Throughout our Resilience film series we’ve enjoyed visually-stunning and emotionally-driven documentaries and fictional works. Our most recent screening featured the 2018 Academy award winner for Best Picture, Best Director, Best Original Score and Best Production Design, The Shape of Water (2017), directed by the well-known auteur Guillermo del Toro. This romantic dark fantasy was inspired by del Toro’s childhood memories of watching Creature from the Black Lagoon (1954, dir. Jack Arnold), especially the romance between the Creature and a human woman, Kay (Julie Adams). How does the unlikely romance in The Shape of Water depict resilience? In at least three ways: Elisa’s challenges to communicate; her rebellion against the social conformity of the early 1960s; and her quest for a meaningful–if a bit non-normative!–romantic and sexual relationship.
The Shape of Water tells the story of a mute custodian–back then, called a “cleaning lady”–Elisa (Sally Hawkins) who befriends and longs to save an amphibian creature (Doug Jones) from the corrupt research facility where he is being contained by the cruel Colonel Strickland (Michael Shannon). Elisa struggles to relate to everyone around her on the daily until she starts communicating with the creature through sign language as well as music and dance. With help and support from her best friend and roommate Giles (Richard Jenkins) and her coworker Zelda (Octavia Spencer), she is able to find love.
As the creature–credited as “Amphibian Man”–Doug Jones is a favorite of del Toro’s and an iconic presence, mostly for his incredibly long fingers, lanky stature and towering height, perfect for any fantasy film. In The Shape of Water, his prosthetics and body suit glow with a blue shimmer when his powers engage. For his unusual appearance, he’s a commanding–and to Elisa, especially, an attractive–presence. In del Toro’s Hellboy (2004), Jones played Abe Sapien, an intelligent anthropomorphic being able to speak like a man but who must live in or around water, using his lanky body to swim. In Pan’s Labyrinth (2006), he played Fauno, again with the long fingers and lanky, stringy figure he has, as well as the Pale Man whose eyeballs appear in the palm of his hands, forming a grotesque face. Jones seems to bring to life these magical creatures from del Toro’s imagination.

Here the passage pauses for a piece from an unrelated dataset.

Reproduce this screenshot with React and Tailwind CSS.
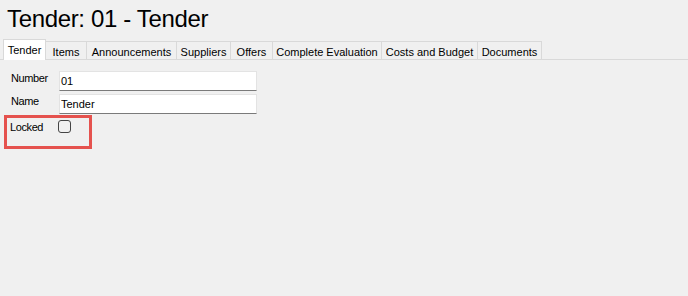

While Jones is the film’s visual center, the narrative–and the theme of resilience–is all primarily about Elisa. She is as the “princess without voice,” one who cannot verbally communicate as well as one who has no say in her daily life, considering she is a lonely woman in a male-dominated society. She becomes agitated when she tries to convey her feelings, non-verbally, to Giles about being in love with the creature. In response, he leaves and refuses to listen. Medium close-ups help draw focus on how Hawkins’ character is feeling, along with quick subtitles that correspond to what she is signing. Elisa has lived with being mute her entire life and is ashamed of the scars around her neck, isolating her further from society. Instead of succumbing to stress, she depicts resilience by confronting her problem and making choices–despite the risks they entail.
The Shape of Water is set, specifically, in 1962. During this time, men are the breadwinners and are the models of masculinity. The women clean and care for the men as well as do what they say. Elisa is constantly harassed and ordered by Strickland in the workplace, both because she is a woman and she is mute. Strickland’s character is most often seen through close-ups and long shots: the close-ups show the character’s angry tension; the long shots depict his control over his environment. Despite being a period piece, the film will resonate with the #MeToo movement and contemporary cases of sexual harassment between men and women. Strickland is the antagonist that longs for control and power, but Elisa demonstrates the greater resilience when she plans to save the creature from abuse and experimentation.
The Shape of Water concludes with the bonding of a romantic and sexual relationship. In order for any of us to be resilient in the face of adversity, we need the people we love help and support us through life, especially in times of stress. The Shape of Water presents the idea that we all long to find that special–someone that is like us in so many ways. And the film is not shy about depicting Elisa’s sexual needs. Elisa fell in love after learning how the creature is isolated from society much like she is; in fact, he is the only one who can convey feelings and thoughts non-verbally, as she does, and who is as isolated as she is. A black-and-white fantasy sequence segues from the dark confiness of Elisa and Giles’ apartment to a ravishing, classic Hollywood musical set, presenting Elisa’s dream to sing (have a voice) and convey her romantic feelings as she croons Vera Lynn’s 1962 rendition of “You’ll Never Know.”
Del Toro has been accused of plagiarizing plot elements from Paul Zindel’s play Let Me Hear You Whisper, which focuses on a female janitor who works at a lab and gets romantically involved with the dolphin being experimented on without any suggestions of any sexual acts, and a short film, The Space Between Us. Ultimately, the case was dropped. The case did not seem to dampen viewers and critics’ response to the film, though, at the Academy Awards or on the year-end Top Ten lists, where The Shape of Water was consistently listed. Depicting challenges in communication, rebellion against social conformity, and the pursuit of romantic and sexual fulfillment, The Shape of Water is an unusual and breathtaking take on resilience.